At the end of each epoch: The protocol distributes stake rewards to participants of the proof-of-stake mechanism. This occurs through two main steps:

The total amount of stake rewards is calculated as the sum of computation fees accrued throughout the epoch plus the epoch’s stake reward subsidies. The latter component is temporary in that it will only exist in the network's first years and disappear in the long run as the amount of SUI in circulation reaches its total supply.
The total amount of stake rewards is distributed across various entities. Importantly, remember that the storage fund is taken into account in the calculation of the epoch’s total stake. However, the storage fund is not owned by any entities in the way that staked SUI is. Instead, Sui’s economic model distributes the stake rewards accruing to the storage fund – a share $(1-\alpha)$ of the total stake rewards – to validators in order to compensate them for their storage costs. Of these rewards, a share $\gamma$ is paid out to validators while the remaining $(1-\gamma)$ is used to reinvest in the fund’s capital.

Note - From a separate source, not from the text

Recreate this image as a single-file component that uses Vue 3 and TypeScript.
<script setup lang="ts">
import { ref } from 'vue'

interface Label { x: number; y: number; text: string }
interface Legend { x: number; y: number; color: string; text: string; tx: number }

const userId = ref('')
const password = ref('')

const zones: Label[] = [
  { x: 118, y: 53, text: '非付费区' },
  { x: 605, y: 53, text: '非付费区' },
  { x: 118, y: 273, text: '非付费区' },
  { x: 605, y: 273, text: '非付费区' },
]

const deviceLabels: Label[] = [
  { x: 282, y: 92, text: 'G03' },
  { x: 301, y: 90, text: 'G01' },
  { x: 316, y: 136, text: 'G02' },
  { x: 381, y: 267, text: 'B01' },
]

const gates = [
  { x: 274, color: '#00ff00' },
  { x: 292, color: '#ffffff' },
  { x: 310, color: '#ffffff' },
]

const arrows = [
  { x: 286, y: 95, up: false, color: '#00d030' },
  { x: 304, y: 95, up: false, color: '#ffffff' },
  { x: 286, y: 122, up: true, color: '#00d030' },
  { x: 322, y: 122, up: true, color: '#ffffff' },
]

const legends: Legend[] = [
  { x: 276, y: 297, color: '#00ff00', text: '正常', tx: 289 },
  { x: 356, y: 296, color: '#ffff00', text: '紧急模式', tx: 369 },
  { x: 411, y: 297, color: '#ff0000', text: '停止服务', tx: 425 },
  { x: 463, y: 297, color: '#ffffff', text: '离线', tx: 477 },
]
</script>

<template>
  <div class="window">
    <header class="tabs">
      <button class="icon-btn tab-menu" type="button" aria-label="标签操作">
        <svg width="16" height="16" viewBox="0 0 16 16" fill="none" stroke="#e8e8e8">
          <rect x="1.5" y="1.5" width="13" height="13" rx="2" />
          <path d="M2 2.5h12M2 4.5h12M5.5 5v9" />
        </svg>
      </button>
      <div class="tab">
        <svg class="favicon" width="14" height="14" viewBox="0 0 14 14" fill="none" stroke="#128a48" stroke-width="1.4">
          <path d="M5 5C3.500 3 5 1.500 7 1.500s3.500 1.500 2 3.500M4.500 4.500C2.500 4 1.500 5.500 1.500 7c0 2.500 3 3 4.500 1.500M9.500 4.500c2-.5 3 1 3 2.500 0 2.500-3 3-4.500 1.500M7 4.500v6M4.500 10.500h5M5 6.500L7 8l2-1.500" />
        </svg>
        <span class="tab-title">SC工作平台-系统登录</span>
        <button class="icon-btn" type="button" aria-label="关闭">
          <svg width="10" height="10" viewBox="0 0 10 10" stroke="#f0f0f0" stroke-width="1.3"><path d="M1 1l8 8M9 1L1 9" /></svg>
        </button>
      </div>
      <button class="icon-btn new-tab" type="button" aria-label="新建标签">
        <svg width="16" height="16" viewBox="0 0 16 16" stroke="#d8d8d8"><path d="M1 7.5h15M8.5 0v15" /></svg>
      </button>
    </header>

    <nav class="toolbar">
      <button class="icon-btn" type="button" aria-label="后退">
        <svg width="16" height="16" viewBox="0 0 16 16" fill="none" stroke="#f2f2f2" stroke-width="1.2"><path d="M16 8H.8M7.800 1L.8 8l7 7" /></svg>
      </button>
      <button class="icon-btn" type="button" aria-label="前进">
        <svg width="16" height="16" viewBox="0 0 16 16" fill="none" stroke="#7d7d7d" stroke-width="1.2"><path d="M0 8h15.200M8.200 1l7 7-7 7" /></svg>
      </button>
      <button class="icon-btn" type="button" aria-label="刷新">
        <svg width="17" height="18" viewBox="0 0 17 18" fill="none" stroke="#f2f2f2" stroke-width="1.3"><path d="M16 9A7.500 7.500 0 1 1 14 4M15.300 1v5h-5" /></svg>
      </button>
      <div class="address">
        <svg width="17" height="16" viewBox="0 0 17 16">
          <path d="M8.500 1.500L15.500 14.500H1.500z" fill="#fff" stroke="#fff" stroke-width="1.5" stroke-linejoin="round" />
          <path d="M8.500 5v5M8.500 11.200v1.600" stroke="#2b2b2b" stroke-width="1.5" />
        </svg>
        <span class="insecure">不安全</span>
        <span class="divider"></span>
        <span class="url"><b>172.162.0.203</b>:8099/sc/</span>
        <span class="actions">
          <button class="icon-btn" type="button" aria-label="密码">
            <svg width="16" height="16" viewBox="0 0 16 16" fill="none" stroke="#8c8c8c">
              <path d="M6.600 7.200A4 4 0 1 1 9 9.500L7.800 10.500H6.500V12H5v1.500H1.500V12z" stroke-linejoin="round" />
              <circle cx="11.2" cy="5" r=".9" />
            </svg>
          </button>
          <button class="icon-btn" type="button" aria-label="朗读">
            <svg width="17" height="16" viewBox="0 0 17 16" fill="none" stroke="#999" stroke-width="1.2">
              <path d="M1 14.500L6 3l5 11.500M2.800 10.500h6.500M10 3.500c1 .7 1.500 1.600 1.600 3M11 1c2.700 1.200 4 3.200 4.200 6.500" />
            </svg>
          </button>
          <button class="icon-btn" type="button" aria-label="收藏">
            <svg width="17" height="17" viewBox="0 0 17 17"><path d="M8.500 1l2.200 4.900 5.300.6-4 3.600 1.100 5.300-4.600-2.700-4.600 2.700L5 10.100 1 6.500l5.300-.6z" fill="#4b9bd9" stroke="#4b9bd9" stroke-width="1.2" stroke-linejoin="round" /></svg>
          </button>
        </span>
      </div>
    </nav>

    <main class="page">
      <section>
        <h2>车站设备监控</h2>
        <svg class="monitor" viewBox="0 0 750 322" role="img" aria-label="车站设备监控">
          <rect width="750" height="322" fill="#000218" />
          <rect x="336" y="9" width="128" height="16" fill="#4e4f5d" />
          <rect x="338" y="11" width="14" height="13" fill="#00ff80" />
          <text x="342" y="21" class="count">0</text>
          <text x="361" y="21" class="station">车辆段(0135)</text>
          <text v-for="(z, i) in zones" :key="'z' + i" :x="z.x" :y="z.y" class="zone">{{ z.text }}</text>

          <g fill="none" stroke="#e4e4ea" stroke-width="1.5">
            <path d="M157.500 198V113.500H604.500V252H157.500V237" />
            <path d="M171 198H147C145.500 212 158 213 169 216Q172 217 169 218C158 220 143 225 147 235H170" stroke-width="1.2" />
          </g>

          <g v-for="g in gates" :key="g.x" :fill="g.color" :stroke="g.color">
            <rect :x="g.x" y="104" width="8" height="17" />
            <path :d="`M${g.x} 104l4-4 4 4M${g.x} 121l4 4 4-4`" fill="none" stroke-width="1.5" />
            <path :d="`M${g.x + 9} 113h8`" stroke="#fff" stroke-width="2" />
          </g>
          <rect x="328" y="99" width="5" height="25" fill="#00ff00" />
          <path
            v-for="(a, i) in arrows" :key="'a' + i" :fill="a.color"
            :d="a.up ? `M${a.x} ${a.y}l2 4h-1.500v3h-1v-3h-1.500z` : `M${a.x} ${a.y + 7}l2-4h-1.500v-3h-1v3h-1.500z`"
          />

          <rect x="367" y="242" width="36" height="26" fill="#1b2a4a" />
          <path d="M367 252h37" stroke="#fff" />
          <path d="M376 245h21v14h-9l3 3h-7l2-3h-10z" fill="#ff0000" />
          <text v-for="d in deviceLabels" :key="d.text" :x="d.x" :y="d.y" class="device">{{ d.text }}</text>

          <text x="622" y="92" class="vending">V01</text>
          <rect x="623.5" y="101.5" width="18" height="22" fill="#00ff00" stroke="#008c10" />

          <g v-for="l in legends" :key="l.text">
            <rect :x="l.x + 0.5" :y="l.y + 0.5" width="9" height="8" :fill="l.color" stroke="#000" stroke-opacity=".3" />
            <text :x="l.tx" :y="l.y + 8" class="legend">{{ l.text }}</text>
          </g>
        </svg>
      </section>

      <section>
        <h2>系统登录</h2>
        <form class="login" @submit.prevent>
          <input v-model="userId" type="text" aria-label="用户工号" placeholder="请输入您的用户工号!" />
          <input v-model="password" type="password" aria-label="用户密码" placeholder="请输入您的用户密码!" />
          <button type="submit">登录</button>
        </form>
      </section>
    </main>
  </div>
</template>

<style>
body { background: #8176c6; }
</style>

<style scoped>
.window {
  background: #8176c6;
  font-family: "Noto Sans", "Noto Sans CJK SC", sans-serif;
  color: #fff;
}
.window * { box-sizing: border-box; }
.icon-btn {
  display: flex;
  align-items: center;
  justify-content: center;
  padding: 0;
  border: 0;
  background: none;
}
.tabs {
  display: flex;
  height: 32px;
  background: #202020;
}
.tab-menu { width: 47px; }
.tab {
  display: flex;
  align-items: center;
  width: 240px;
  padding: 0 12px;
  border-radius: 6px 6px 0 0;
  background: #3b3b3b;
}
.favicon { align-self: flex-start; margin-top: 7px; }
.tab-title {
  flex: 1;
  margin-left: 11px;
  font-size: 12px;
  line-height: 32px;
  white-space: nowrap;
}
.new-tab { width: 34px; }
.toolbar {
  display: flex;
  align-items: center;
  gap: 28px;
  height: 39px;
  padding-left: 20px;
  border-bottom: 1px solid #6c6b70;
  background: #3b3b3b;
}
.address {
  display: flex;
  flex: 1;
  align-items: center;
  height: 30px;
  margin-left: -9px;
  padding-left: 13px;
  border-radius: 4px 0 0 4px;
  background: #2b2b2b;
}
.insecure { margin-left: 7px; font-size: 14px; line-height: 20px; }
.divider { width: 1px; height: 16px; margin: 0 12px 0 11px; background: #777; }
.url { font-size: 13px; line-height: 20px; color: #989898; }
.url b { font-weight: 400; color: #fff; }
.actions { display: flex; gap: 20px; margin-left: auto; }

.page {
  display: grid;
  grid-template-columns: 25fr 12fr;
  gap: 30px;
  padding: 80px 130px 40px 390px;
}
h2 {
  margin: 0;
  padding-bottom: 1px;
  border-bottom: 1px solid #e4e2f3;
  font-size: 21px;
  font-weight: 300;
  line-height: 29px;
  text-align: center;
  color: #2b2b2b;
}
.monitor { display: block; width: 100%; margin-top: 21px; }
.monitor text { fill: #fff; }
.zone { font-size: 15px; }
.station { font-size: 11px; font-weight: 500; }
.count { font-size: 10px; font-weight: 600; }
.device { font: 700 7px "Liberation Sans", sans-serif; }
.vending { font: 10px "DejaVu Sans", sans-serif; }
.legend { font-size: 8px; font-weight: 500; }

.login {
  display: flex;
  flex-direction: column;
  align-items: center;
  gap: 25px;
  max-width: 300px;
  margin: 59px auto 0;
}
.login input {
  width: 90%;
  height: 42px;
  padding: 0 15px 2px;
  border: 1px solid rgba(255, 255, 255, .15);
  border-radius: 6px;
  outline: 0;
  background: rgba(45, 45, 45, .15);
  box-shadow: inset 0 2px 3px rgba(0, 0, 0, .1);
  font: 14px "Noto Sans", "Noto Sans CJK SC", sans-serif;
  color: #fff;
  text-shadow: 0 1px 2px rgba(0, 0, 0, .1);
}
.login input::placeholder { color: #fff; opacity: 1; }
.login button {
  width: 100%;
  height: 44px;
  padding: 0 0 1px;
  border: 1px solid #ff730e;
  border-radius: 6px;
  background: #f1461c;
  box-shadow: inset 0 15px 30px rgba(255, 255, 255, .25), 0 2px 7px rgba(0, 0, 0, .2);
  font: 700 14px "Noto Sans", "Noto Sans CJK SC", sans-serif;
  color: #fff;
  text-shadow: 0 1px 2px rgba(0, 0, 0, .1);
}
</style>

Finally, let $\beta_v$ represent the share of stake managed by a validator $v$ that is owned by itself while $(1-\beta_v)$ represents the share owned by third-party stakers. Validators keep the full rewards accruing to their own stake but keep only a commission $\delta_v\%$ on SUI tokens staked by users as a fee for managing that stake. The split of stake rewards for the user staking pool staking at validator $v$ and for the validator itself equal:

$$ UserStakeRewards_v \ = \Big[ \alpha(1-\delta_v)(1-\beta_v)\Big]\mu_v\sigma_v \times StakeRewards $$

$$ ValidatorRewards_v \ = \ \Bigg[\alpha\Big(\beta_v+\delta_v(1-\beta_v)\Big)\mu_v\sigma_v+(1-\alpha)\frac{\gamma}{N}\Bigg] \times StakeRewards $$

The $\mu_v$ variable captures the output of the tallying rule computed as part of the gas price mechanism and corresponds to $\mu_v\geq1$ for performant validators and $\mu_v<1$ for non-performant validators. This variable ensures that validators have "skin in the game" and are incentivized to operate Sui efficiently. The $\sigma_v$ parameter captures each validator's share of total stake.

Consequently, validators with more stake earn more stake rewards and the joint $\mu_v\sigma_v$ term incentivizes validators to increase their share of stake while also operating the network performantly. In the long-run, this incentive encourages users to shift the stake distribution towards the network's most efficient validators, delivering a cost-efficient and decentralized network.

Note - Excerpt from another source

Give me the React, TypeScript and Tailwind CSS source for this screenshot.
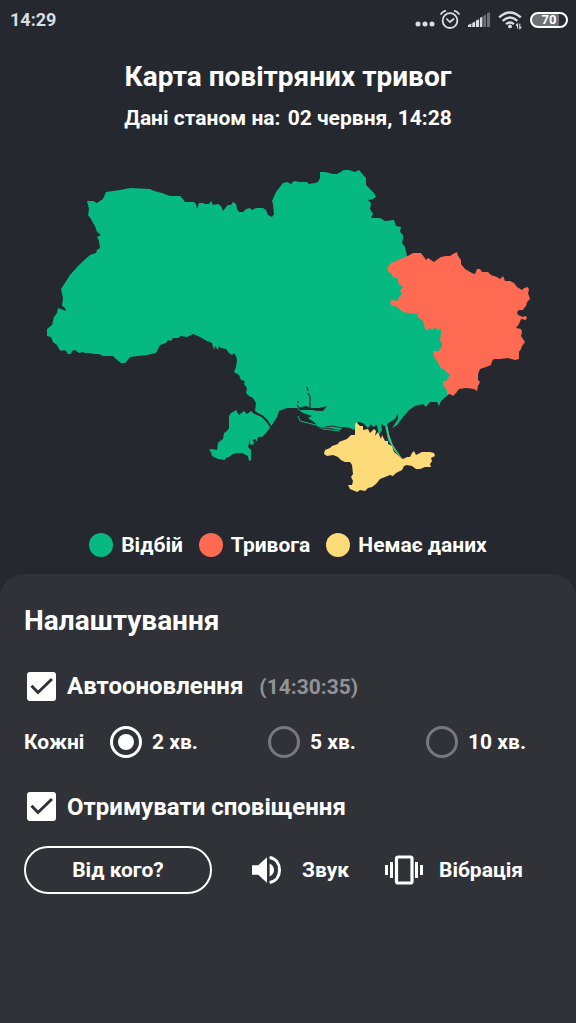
import { useState } from "react";

const CLEAR_AREA =
  "M87 201L93 201L97 203L103 199L106 192L120 190L130 188L150 189L154 191L162 193L170 196L180 196L183 199L185 202L194 202L196 204L197 209L199 203L203 203L205 204L209 204L211 201L213 205L218 204L221 206L223 211L226 207L228 205L231 205L233 202L236 204L237 209L239 212L243 212L246 209L250 208L252 210L256 208L263 208L266 210L268 215L272 217L274 214L273 204L272 201L276 192L283 183L287 182L291 184L294 181L300 182L307 182L309 184L315 183L318 182L320 178L320 172L325 172L333 174L337 174L344 170L349 170L355 172L359 170L364 176L366 178L366 185L371 190L374 193L376 197L373 199L368 200L371 203L370 209L373 214L371 218L380 218L385 221L394 220L396 226L401 227L400 232L403 235L403 239L402 243L405 247L407 256L440 270L460 330L455 385L447 396L441 401L439 406L437 402L430 402L426 407L423 404L415 406L409 410L403 417L397 425L392 428L398 419L398 413L395 419L387 424L389 434L393 445L402 458L394 450L388 440L385 426L381 424L382 430L379 435L377 425L373 427L371 424L368 428L363 423L358 422L354 430L350 428L343 427L340 430L330 428L325 428L318 426L314 422L308 418L312 416L303 413L299 410L297 408L288 408L284 409L279 411L277 417L272 425L266 433L261 438L258 437L257 441L254 442L253 445L250 444L250 439L248 447L251 450L251 460L249 461L248 456L242 453L237 453L233 454L229 457L226 458L225 460L218 459L212 456L211 452L209 450L211 449L217 450L218 443L220 441L223 439L224 433L227 431L229 428L229 416L231 413L233 412L236 410L239 415L244 411L247 414L251 411L255 414L262 417L268 423L271 427L268 421L262 416L255 411L256 403L253 398L249 396L246 393L247 388L244 384L245 381L241 380L239 375L234 372L236 367L237 360L236 356L234 353L232 355L229 353L226 349L221 348L219 346L218 350L215 346L214 350L212 343L207 341L200 337L193 334L187 337L181 336L178 338L173 338L171 341L168 340L166 343L160 345L158 349L156 353L147 355L138 356L130 357L127 361L125 363L121 363L116 359L113 356L103 356L99 354L93 354L91 353L85 353L83 352L79 353L75 350L72 351L71 354L68 354L66 351L64 350L61 351L59 349L57 345L53 342L51 337L47 336L47 329L52 325L54 317L57 313L58 308L61 309L66 311L65 308L62 306L63 298L61 289L70 275L80 264L90 255L96 253L97 250L100 248L99 241L97 237L101 235L97 232L95 226L93 223L91 219L88 215L89 209Z";

const ALERT_AREA =
  "M408 256L413 253L421 253L424 257L426 260L428 258L431 260L434 262L438 259L441 257L446 256L450 256L453 254L457 252L458 256L461 260L461 264L465 269L472 273L475 274L477 269L480 269L482 272L488 272L491 275L497 277L500 279L503 276L505 281L510 281L514 283L517 287L522 290L524 288L528 287L529 290L528 293L530 299L527 302L526 306L524 308L523 310L519 310L517 312L518 315L523 317L525 316L527 317L526 320L521 319L519 324L516 328L521 329L522 332L521 336L525 342L522 346L521 349L519 352L519 359L515 360L508 358L500 359L494 359L492 361L491 365L486 367L480 369L478 374L478 380L480 382L478 386L477 391L474 389L466 388L459 389L456 393L453 396L450 394L447 395L447 390L443 385L443 381L446 381L450 375L446 372L444 369L441 368L437 361L434 357L433 351L439 351L440 348L442 347L442 342L440 341L441 333L441 329L438 330L435 327L433 330L429 328L427 331L425 328L423 321L418 317L417 314L413 314L409 313L403 312L397 307L391 305L390 301L393 300L398 301L399 297L402 294L400 291L403 287L399 284L397 278L393 277L391 273L388 272L388 267L391 263L394 262L398 260L405 257Z";

const UNKNOWN_AREA =
  "M355 425L356 422L360 426L363 426L363 430L368 429L370 433L374 429L376 431L375 436L378 432L381 439L382 435L385 441L388 441L388 444L392 446L394 452L399 456L403 459L407 457L410 457L412 453L414 451L416 455L422 452L430 452L434 453L435 456L431 458L432 461L430 464L431 467L425 467L420 469L416 469L412 466L407 465L404 466L402 470L396 473L393 476L390 475L385 477L380 479L376 484L372 487L368 488L365 491L360 490L357 492L350 489L348 485L352 485L353 481L351 477L353 474L352 465L350 462L345 462L341 460L338 457L333 455L327 456L324 454L325 450L330 448L332 446L338 444L339 442L347 439L351 435L355 435Z";

const LEGEND = [
  { label: "Відбій", color: "bg-[#06b981]" },
  { label: "Тривога", color: "bg-[#ff6b52]" },
  { label: "Немає даних", color: "bg-[#fedb79]" },
];

function StatusBar() {
  return (
    <div className="flex h-10 items-center justify-between pr-2 pl-[10px] text-[#dcdde0]">
      <span className="text-lg font-bold">14:29</span>
      <div className="flex items-center gap-2">
        <div className="flex items-center gap-1">
          <svg viewBox="0 0 22 20" className="h-5 w-[22px]" fill="currentColor" aria-hidden="true">
            <circle cx="4" cy="14" r="2.5" />
            <circle cx="11" cy="14" r="2.5" />
            <circle cx="18" cy="14" r="2.5" />
          </svg>
          <svg viewBox="0 0 20 20" className="h-5 w-5" fill="none" stroke="currentColor" strokeLinecap="round" aria-hidden="true">
            <circle cx="10" cy="10.6" r="7.4" strokeWidth="1.8" />
            <path d="M6.8 9L10 12L13.6 9" strokeWidth="1.7" />
            <path d="M1 3.9Q2.6 1.6 5.3 0.9M19 3.9Q17.4 1.6 14.7 0.9" strokeWidth="1.8" />
          </svg>
        </div>
        <svg viewBox="0 0 22 16" className="h-4 w-[22px]" fill="currentColor" aria-hidden="true">
          <path d="M0 15V13L3.4 11.6V15ZM4.2 15V11L7.2 9.6V15ZM8 15V8.6L11 7.2V15Z" />
          <path d="M11.9 15V6L14.4 4.6V15Z" />
          <path d="M15.4 15V4L18 2.4V15ZM19 15V1.4L22 0V15Z" opacity="0.4" />
        </svg>
        <svg viewBox="0 0 24 20" className="h-5 w-6" fill="none" stroke="currentColor" strokeWidth="2.4" aria-hidden="true">
          <path d="M1.2 7.4Q11.7 -2.4 22.8 7.4M4.7 10.8Q12 4.4 19.4 10.8M8.1 14.2Q12 10.8 15.9 14.2" />
          <circle cx="12" cy="16.4" r="1.9" fill="currentColor" stroke="none" />
          <path d="M19.6 18.5V14L18 15.5M21.8 13.8V18.5L23.4 17" strokeWidth="1.1" />
        </svg>
        <div className="flex h-4 w-[38px] items-center justify-center rounded-full border-2 border-current bg-linear-to-r from-[#6d7075] from-80% to-[#25282f] to-80% text-[13px] leading-3 font-bold text-white">
          70
        </div>
      </div>
    </div>
  );
}

function CheckOption({ id, label, note, checked, onChange }: { id: string; label: string; note?: string; checked: boolean; onChange: (v: boolean) => void }) {
  return (
    <div className="flex h-10 items-center pl-[3px]">
      <span className="grid">
        <input
          id={id}
          type="checkbox"
          checked={checked}
          onChange={(e) => onChange(e.target.checked)}
          className="peer col-start-1 row-start-1 h-[29px] w-[29px] appearance-none rounded-[3px] border-2 border-white checked:bg-white"
        />
        <svg viewBox="0 0 29 29" className="pointer-events-none invisible col-start-1 row-start-1 h-[29px] w-[29px] peer-checked:visible" fill="none" stroke="#313237" strokeWidth="3" aria-hidden="true">
          <path d="M4.5 13.8L11 20.5L25 7" />
        </svg>
      </span>
      <div className="flex items-baseline gap-4 pt-0.5 pl-[11px] font-bold">
        <label htmlFor={id} className="text-2xl">
          {label}
        </label>
        {note && <span className="text-[21px] text-[#929397]">{note}</span>}
      </div>
    </div>
  );
}

export default function App() {
  const [auto, setAuto] = useState(true);
  const [notify, setNotify] = useState(true);
  const [period, setPeriod] = useState("2");

  return (
    <div className="flex min-h-screen flex-col bg-[#25282f] font-['Roboto',sans-serif] text-white">
      <StatusBar />
      <header className="pt-[19px] text-center font-bold">
        <h1 className="text-[28px] leading-9">Карта повітряних тривог</h1>
        <p className="pt-[7px] text-[21px] leading-8">
          Дані станом на: <span className="pl-0.5">02 червня, 14:28</span>
        </p>
      </header>

      <svg viewBox="0 150 576 360" className="mt-4 w-full" role="img" aria-label="Карта">
        <path d={CLEAR_AREA} fill="#06b981" />
        <path d="M298 408L306 406L312 408L319 408L327 406L323 411L317 411L312 410L306 410L300 410Z" fill="#25282f" />
        <path d="M307 387L308 391M308 393L310 397V407M298 401V403M297 405L299 408" fill="none" stroke="#25282f" strokeWidth="1.2" />
        <path d="M298 416L300 421L308 423L316 425L323 429L340 431" fill="none" stroke="#06b981" strokeWidth="1" />
        <path d="M325 427L332 426L343 428" fill="none" stroke="#25282f" strokeWidth="1" />
        <path d="M253 412L262 416L267 421L271 427" fill="none" stroke="#25282f" strokeWidth="2" />
        <path d="M253 441L256 440M258 439L261 437" fill="none" stroke="#25282f" strokeWidth="2" />
        <path d={UNKNOWN_AREA} fill="#fedb79" />
        <path d="M387 427Q389 446 402 459" fill="none" stroke="#7fc97c" strokeWidth="1" />
        <path d={ALERT_AREA} fill="#ff6b52" />
      </svg>

      <ul className="flex items-center justify-center gap-4 pt-[23px] pb-[17px]">
        {LEGEND.map((item) => (
          <li key={item.label} className="flex h-6 items-center gap-2 text-[21px] font-bold">
            <span className={`h-6 w-6 rounded-full ${item.color}`} />
            <span className="pt-0.5">{item.label}</span>
          </li>
        ))}
      </ul>

      <main className="flex-1 rounded-t-3xl bg-[#313237] px-6 pt-[29px] pb-8">
        <h2 className="text-[28px] leading-9 font-bold">Налаштування</h2>
        <div className="flex flex-col gap-4 pt-[27px]">
          <CheckOption id="auto" label="Автооновлення" note="(14:30:35)" checked={auto} onChange={setAuto} />
          <div role="radiogroup" aria-labelledby="period-label" className="flex h-10 items-center text-[21px] font-bold">
            <span id="period-label" className="w-[86px] pt-0.5">Кожні</span>
            <div className="flex flex-1 justify-between pr-[26px]">
              {["2", "5", "10"].map((value) => (
                <label key={value} className="flex items-center gap-[10px]">
                  <input
                    type="radio"
                    name="period"
                    value={value}
                    checked={period === value}
                    onChange={() => setPeriod(value)}
                    className="grid h-8 w-8 appearance-none place-items-center rounded-full border-3 border-[#77787b] before:h-4 before:w-4 before:rounded-full checked:border-white checked:before:bg-white"
                  />
                  <span className="pt-0.5">{value} хв.</span>
                </label>
              ))}
            </div>
          </div>
        </div>
        <div className="pt-6">
          <CheckOption id="notify" label="Отримувати сповіщення" checked={notify} onChange={setNotify} />
        </div>
        <div className="flex items-center pt-5 text-[21px] font-bold">
          <button type="button" className="h-12 w-[188px] rounded-full border-2 border-white pt-0.5">
            Від кого?
          </button>
          <button type="button" className="ml-10 flex items-center gap-5">
            <svg viewBox="0 0 30 28" className="h-7 w-[30px]" fill="#fff" aria-hidden="true">
              <path d="M0 9.3H6.2L15 1.2V26.8L6.2 18.7H0Z" />
              <path d="M17.6 7.6Q22 9.8 22 14T17.6 20.4Z" />
              <path d="M17.6 1.6C24.2 2.6 27.5 8 27.5 14S24.2 25.4 17.6 26.4" fill="none" stroke="#fff" strokeWidth="3" />
            </svg>
            <span className="pt-0.5">Звук</span>
          </button>
          <button type="button" className="ml-9 flex items-center gap-4">
            <svg viewBox="0 0 38 30" className="h-[30px] w-[38px]" fill="#fff" aria-hidden="true">
              <path d="M0 10H3V20H0ZM5 7H8V23H5ZM30 7H33V23H30ZM35 10H38V20H35Z" />
              <rect x="11.5" y="2" width="15.5" height="26" rx="1.5" fill="none" stroke="#fff" strokeWidth="3.2" />
            </svg>
            <span className="pt-0.5">Вібрація</span>
          </button>
        </div>
      </main>
    </div>
  );
}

Finally, note that the storage fund rewards accrue to all $N$ validators equally (since all validators face a similar burden of holding data in storage). The small amount of stake rewards that is not distributed out to either users or validators, namely the share $(1-\alpha)(1-\gamma)$ of stake rewards, gets reinvested in the storage fund.

On net, this design encourages validators to operate with low gas price quotes – but not too low or else they receive slashed stake rewards. Consequently, Sui’s gas price mechanism and Delegated Proof-of-Stake system encourages a healthy competition for fair prices where validators set low gas fees while operating with viable business models.

Sui incentives

Sui’s economic model bestows Sui users with an important monitoring role. On the one hand, users want their transactions to be processed as quickly and efficiently as possible. User clients such as wallets encourage this by prioritizing communication with the most responsive validators. Such efficient operations are compensated with boosted rewards relative to less responsive validators. On the other hand, SUI token stakers receive the same boosted or penalized rewards as their selected validator. An unresponsive validator is thus doubly exposed to Sui’s incentives: they lose directly through slashed rewards and indirectly through reduced user stake in future epochs as stakers move their tokens to more responsive validators.